Japanese authorities recently made headlines by arresting 18 individuals involved in a scam that used Monero (XMR).
The National Police Agency and a task force from nine prefectural police departments led the operation. Reports suggest that these suspects exploited stolen credit card information to make fraudulent purchases. Most of these transactions occurred on the flea market app, Mercari.
Between June and July 2021, the group reportedly conducted 42 fraudulent transactions, costing Mercari about 2.7 million yen. Overall, they are believed to have carried out around 900 fake transactions, racking up losses of about 100 million yen, or approximately $670,000.

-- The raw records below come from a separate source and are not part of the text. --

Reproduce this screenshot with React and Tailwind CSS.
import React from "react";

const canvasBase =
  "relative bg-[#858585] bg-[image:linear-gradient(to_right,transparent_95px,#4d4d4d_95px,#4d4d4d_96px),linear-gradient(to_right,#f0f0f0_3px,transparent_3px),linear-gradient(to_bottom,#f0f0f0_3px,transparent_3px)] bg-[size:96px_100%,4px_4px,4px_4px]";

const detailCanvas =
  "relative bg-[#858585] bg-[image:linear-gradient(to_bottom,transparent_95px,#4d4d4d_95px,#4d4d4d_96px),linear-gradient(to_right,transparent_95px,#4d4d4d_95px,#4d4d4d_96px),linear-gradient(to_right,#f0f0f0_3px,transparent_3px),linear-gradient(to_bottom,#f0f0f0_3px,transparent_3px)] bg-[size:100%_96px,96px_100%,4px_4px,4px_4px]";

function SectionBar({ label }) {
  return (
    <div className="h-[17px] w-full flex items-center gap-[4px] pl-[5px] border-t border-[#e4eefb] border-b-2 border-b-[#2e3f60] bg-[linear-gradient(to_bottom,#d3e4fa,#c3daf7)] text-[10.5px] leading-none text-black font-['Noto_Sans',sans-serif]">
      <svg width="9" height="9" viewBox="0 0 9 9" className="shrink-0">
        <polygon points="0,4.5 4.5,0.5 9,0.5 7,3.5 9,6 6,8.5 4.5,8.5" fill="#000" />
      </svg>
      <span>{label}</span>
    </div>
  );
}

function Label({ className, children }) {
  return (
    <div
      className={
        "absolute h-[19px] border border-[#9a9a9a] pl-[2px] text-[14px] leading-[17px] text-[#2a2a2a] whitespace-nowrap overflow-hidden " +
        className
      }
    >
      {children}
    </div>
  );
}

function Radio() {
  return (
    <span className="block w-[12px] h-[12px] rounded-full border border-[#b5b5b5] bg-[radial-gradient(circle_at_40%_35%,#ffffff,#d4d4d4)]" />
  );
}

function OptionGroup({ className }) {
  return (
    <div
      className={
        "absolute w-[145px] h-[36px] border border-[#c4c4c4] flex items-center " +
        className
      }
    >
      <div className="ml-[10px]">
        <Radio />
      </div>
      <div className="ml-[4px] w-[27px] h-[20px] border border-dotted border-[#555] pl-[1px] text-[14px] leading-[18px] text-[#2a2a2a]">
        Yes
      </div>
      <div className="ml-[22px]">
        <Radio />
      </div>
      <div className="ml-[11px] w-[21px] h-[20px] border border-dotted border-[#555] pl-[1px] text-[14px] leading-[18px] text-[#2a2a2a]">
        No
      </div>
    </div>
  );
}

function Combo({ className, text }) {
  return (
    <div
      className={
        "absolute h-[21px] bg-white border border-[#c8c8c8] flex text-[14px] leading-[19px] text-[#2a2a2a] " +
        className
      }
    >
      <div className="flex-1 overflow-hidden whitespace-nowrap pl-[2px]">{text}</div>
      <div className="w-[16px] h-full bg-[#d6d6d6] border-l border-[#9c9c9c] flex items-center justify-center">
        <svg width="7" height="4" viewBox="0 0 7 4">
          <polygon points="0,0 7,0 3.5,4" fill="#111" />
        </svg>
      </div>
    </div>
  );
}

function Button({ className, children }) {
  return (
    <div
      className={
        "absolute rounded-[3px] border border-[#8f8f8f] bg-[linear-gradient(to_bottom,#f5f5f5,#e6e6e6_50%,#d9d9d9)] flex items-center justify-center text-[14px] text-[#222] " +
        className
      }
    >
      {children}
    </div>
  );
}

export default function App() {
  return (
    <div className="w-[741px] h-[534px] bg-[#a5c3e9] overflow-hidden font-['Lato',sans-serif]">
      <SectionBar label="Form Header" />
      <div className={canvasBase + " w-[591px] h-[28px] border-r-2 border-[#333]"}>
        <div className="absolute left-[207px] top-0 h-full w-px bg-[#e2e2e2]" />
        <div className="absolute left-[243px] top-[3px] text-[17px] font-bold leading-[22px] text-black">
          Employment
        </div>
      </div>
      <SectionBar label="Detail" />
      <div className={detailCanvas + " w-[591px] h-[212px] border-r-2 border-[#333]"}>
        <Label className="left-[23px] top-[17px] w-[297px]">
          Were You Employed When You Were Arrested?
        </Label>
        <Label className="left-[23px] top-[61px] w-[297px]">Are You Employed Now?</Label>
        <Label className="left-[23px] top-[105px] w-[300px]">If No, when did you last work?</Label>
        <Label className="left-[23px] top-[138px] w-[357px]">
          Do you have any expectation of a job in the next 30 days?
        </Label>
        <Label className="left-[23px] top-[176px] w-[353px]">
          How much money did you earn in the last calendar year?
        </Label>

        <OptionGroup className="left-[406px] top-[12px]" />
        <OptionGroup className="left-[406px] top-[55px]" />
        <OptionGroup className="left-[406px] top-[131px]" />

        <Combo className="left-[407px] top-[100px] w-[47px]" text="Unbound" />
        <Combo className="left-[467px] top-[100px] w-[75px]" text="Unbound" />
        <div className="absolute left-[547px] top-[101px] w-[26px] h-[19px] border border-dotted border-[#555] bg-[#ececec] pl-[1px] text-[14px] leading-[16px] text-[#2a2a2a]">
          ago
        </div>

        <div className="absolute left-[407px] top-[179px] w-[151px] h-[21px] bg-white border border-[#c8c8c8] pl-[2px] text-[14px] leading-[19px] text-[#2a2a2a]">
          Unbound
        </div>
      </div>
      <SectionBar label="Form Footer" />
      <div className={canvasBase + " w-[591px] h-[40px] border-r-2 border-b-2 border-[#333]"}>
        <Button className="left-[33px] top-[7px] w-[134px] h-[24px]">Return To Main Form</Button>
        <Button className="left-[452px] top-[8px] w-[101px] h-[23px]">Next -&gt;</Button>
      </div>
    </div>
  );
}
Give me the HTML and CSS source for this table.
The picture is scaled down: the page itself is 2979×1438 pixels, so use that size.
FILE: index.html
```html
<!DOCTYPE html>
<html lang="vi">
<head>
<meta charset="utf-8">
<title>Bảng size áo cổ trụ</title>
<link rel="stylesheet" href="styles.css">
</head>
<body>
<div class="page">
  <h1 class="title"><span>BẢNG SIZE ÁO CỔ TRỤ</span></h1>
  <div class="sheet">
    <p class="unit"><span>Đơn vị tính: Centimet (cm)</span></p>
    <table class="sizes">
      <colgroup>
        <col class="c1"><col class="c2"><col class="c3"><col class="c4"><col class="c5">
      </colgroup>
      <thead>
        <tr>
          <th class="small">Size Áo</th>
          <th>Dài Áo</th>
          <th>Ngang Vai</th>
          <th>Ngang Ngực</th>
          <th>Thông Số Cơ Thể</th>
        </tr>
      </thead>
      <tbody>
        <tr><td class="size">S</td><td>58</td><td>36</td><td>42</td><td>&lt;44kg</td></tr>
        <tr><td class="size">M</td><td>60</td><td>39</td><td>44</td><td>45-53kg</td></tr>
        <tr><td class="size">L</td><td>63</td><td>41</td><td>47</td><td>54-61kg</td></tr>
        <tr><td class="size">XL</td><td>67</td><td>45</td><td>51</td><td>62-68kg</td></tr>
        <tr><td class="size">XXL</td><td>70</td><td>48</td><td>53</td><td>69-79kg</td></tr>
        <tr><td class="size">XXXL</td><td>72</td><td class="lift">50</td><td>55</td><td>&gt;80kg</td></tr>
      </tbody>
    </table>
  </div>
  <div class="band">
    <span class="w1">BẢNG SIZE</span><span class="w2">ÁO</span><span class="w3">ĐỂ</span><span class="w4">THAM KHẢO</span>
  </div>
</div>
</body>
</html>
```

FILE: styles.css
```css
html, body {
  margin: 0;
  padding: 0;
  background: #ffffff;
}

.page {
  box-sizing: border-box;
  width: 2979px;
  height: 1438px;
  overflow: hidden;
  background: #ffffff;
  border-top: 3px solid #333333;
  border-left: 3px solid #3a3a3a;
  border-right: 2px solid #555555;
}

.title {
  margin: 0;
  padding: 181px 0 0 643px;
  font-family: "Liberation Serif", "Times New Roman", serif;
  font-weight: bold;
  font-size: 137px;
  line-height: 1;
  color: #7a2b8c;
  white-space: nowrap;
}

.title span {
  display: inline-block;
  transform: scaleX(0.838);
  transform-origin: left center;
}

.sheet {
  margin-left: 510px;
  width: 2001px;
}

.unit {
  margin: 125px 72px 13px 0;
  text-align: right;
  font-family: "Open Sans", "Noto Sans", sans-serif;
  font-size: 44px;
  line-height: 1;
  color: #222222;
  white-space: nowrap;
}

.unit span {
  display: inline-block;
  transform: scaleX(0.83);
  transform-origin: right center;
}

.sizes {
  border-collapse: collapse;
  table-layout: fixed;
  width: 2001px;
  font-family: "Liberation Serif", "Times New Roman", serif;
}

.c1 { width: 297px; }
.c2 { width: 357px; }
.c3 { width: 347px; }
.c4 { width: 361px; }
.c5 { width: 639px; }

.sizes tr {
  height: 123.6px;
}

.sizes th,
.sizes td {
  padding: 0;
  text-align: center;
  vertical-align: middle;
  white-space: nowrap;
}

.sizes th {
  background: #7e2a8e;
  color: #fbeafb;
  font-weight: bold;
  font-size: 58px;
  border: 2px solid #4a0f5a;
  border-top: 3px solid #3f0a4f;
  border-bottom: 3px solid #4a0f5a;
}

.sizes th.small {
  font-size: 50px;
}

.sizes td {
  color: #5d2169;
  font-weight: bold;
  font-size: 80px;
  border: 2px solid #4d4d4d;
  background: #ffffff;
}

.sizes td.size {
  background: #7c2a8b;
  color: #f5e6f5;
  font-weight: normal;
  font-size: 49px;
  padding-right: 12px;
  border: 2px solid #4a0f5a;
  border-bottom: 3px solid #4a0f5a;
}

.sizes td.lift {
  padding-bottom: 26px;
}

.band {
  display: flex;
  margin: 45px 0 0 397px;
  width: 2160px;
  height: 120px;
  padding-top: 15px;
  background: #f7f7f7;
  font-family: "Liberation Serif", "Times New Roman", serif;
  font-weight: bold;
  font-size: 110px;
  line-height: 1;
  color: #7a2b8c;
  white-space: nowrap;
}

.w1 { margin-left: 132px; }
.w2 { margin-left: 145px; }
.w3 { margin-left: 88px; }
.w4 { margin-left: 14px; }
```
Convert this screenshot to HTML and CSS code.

This case is significant. It marks the first time Japanese law enforcement successfully traced Monero transactions to make arrests. Monero is known for its strong privacy features, making it difficult to track. It uses ring signatures to hide funds, making them almost untraceable. Plus, Monero's blockchain doesn’t keep track of address balances, which limits on-chain analysis.
The investigation began in August 2024, following the establishment of Japan’s Cyber Special Investigation Unit. This unit was created to tackle the growing issue of cybercrime involving cryptocurrencies. Earlier this year, major exchanges like Binance and Kraken delisted XMR in certain regions, adding to the scrutiny surrounding this cryptocurrency.